Birlasoft built an Enterprise level Central Data Repository to allow multi-function analytics
By using DAAS (Data as a service) to embed data and analytics into the core processes and decision making. By migrating siloed legacy data warehouse and data processing systems to AWS cloud Data Lake, Birlasoft was able to address the issue of unintegrated & redundant data sets resulting in ease of data accessibility with added data security.
The entire solution revolved around siloed data integration, replacing personal data processing and old ETL systems. The newer data lake was created using AWS S3. Further using the S3 as the upstream source for Snowflake data warehouse on AWS. The data processing was done using AWS EMR, PySpark, and Lambda to draw meaningful insights. Easy data access was possible using AWS Athena on S3 data. The orchestrations were done using AWS Step function Lambda and cloud watch. Finally, access management to the Data Lake was enabled using AWS IAM users and roles and code versioning using Bit bucket.

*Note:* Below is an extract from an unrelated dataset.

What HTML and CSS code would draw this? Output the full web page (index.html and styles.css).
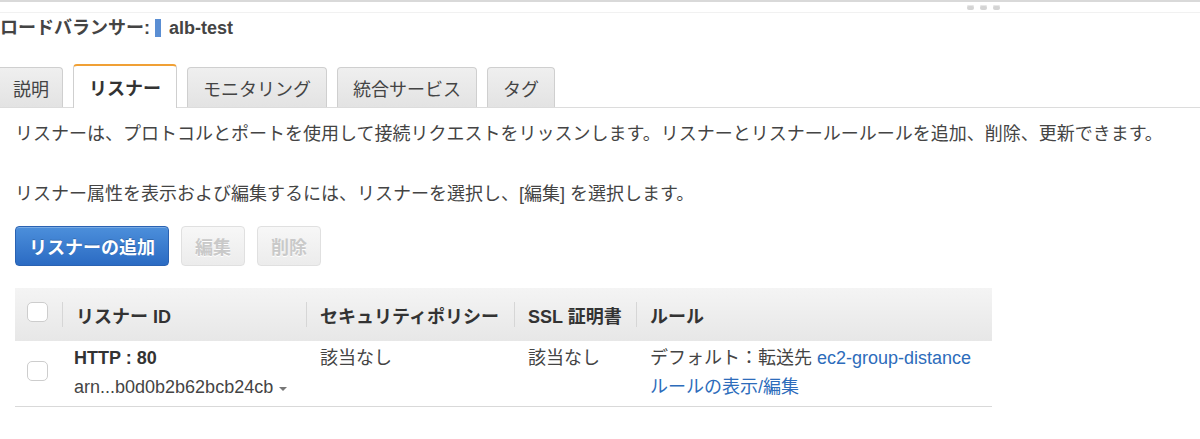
FILE: index.html
```html
<!DOCTYPE html>
<html lang="ja">
<head>
<meta charset="utf-8">
<link rel="stylesheet" href="styles.css">
</head>
<body>
<div class="topbar">
  <div class="grip"><span></span><span></span><span></span></div>
</div>
<h1 class="title">ロードバランサー:<span class="marker"></span>alb-test</h1>
<div class="tabs">
  <div class="tab first">説明</div>
  <div class="tab active">リスナー</div>
  <div class="tab">モニタリング</div>
  <div class="tab">統合サービス</div>
  <div class="tab">タグ</div>
</div>
<div class="content">
  <p class="desc first-desc">リスナーは、プロトコルとポートを使用して接続リクエストをリッスンします。リスナーとリスナールールールを追加、削除、更新できます。</p>
  <p class="desc second-desc">リスナー属性を表示および編集するには、リスナーを選択し、[編集] を選択します。</p>
  <div class="actions">
    <button class="btn primary">リスナーの追加</button>
    <button class="btn disabled">編集</button>
    <button class="btn disabled">削除</button>
  </div>
  <div class="grid">
    <div class="th check-col"><span class="checkbox head-check"></span></div>
    <div class="th sep">リスナー ID</div>
    <div class="th sep">セキュリティポリシー</div>
    <div class="th sep">SSL 証明書</div>
    <div class="th sep">ルール</div>

    <div class="td check-col"><span class="checkbox row-check"></span></div>
    <div class="td first-data">
      <div class="strong">HTTP : 80</div>
      <div class="arn">arn...b0d0b2b62bcb24cb<span class="caret"></span></div>
    </div>
    <div class="td">該当なし</div>
    <div class="td">該当なし</div>
    <div class="td">
      <div>デフォルト：転送先 <a class="link">ec2-group-distance</a></div>
      <div><a class="link">ルールの表示/編集</a></div>
    </div>
  </div>
</div>
</body>
</html>
```
FILE: styles.css
```css
html, body {
  margin: 0;
  padding: 0;
  background: #fff;
}
body {
  font-family: "Liberation Sans", "Noto Sans CJK JP", sans-serif;
  font-size: 18px;
  color: #444;
  width: 1200px;
  overflow: hidden;
}
.topbar {
  height: 10px;
  border-top: 2px solid #d9d9d9;
  border-bottom: 1px solid #f1f1f1;
  display: flex;
  justify-content: flex-end;
  align-items: center;
  padding-right: 200px;
}
.grip {
  display: flex;
  gap: 6px;
}
.grip span {
  width: 7px;
  height: 5px;
  border-radius: 2px;
  background: #d4d4d4;
  box-shadow: inset 0 1px 0 #e8e8e8;
}
.title {
  margin: 3px 0 0 0;
  font-size: 18px;
  line-height: 24px;
  font-weight: bold;
  color: #444;
  display: flex;
  align-items: center;
}
.marker {
  display: inline-block;
  width: 6px;
  height: 18px;
  background: #5a8ed3;
  margin: 0 8px 0 5px;
}
.tabs {
  margin-top: 24px;
  display: flex;
  align-items: flex-end;
  gap: 10px;
  border-bottom: 1px solid #dcdcdc;
}
.tab {
  box-sizing: border-box;
  height: 40px;
  padding: 0 15px;
  display: flex;
  align-items: center;
  border: 1px solid #cfcfcf;
  border-bottom: none;
  border-radius: 4px 4px 0 0;
  background: linear-gradient(#efefef, #e3e3e3);
  color: #444;
  white-space: nowrap;
}
.tab.first {
  margin-left: -5px;
  padding: 0 13px 0 17px;
}
.tab.active {
  height: 44px;
  margin-bottom: -1px;
  background: #fff;
  border-top: 2px solid #f0a035;
  font-weight: bold;
  color: #333;
}
.content {
  padding: 0 15px;
}
.desc {
  margin: 0;
  line-height: 24px;
  color: #444;
  white-space: nowrap;
}
.first-desc {
  margin-top: 14px;
}
.second-desc {
  margin-top: 36px;
}
.actions {
  margin-top: 20px;
  display: flex;
  gap: 12px;
}
.btn {
  box-sizing: border-box;
  height: 40px;
  padding: 0 13px;
  border-radius: 4px;
  font-family: inherit;
  font-size: 18px;
  font-weight: bold;
}
.btn.primary {
  color: #fff;
  background: linear-gradient(#4c8fdb, #2b6bc3);
  border: 1px solid #2a62b2;
  box-shadow: inset 0 1px 0 rgba(255,255,255,0.25);
  text-shadow: 0 -1px 0 rgba(0,0,0,0.2);
}
.btn.disabled {
  color: #c9c9c9;
  background: linear-gradient(#f7f7f7, #ececec);
  border: 1px solid #e0e0e0;
  text-shadow: 0 1px 0 #fff;
}
.grid {
  margin-top: 22px;
  width: 977px;
  display: grid;
  grid-template-columns: 47px 244px 208px 122px 356px;
}
.th {
  height: 53px;
  display: flex;
  align-items: center;
  padding-left: 14px;
  font-weight: bold;
  color: #333;
  background: linear-gradient(#f4f4f4, #e7e7e7);
  white-space: nowrap;
}
.th.sep {
  background:
    linear-gradient(#d6d6d6, #d6d6d6) left 14px / 1px 25px no-repeat,
    linear-gradient(#f4f4f4, #e7e7e7);
}
.check-col {
  padding-left: 12px;
  box-sizing: border-box;
}
.th.check-col {
  align-items: flex-start;
}
.checkbox {
  display: block;
  box-sizing: border-box;
  width: 21px;
  height: 20px;
  border: 1px solid #cdcdcd;
  border-radius: 5px;
  background: #fff;
}
.head-check {
  margin-top: 14px;
}
.td {
  padding: 3px 0 4px 14px;
  line-height: 29px;
  border-bottom: 1px solid #d9d9d9;
  color: #444;
  white-space: nowrap;
}
.td.first-data {
  padding-left: 12px;
}
.td.check-col {
  padding-left: 12px;
  padding-top: 20px;
}
.strong {
  font-weight: bold;
  color: #333;
}
.arn {
  display: flex;
  align-items: center;
}
.caret {
  display: inline-block;
  width: 0;
  height: 0;
  margin-left: 6px;
  margin-top: 3px;
  border-left: 4px solid transparent;
  border-right: 4px solid transparent;
  border-top: 4px solid #777;
}
.link {
  color: #2d6cbb;
  text-decoration: none;
}
```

The Data Lake solution was able to address the issue of data swaps, eliminating redundancy and improving data governance. The siloed data was now in a central data repository. Thus, improving cross departmental partnerships and integration opportunities. Furthermore, the access management to confidential and restricted data was handled seamlessly using AWS IAM.
Technology stack: AWS IAM, EMR, S3 Buckets, Lambda, Step functions, Athena, Data Catalog, Git Hub, Snowflake on AWS.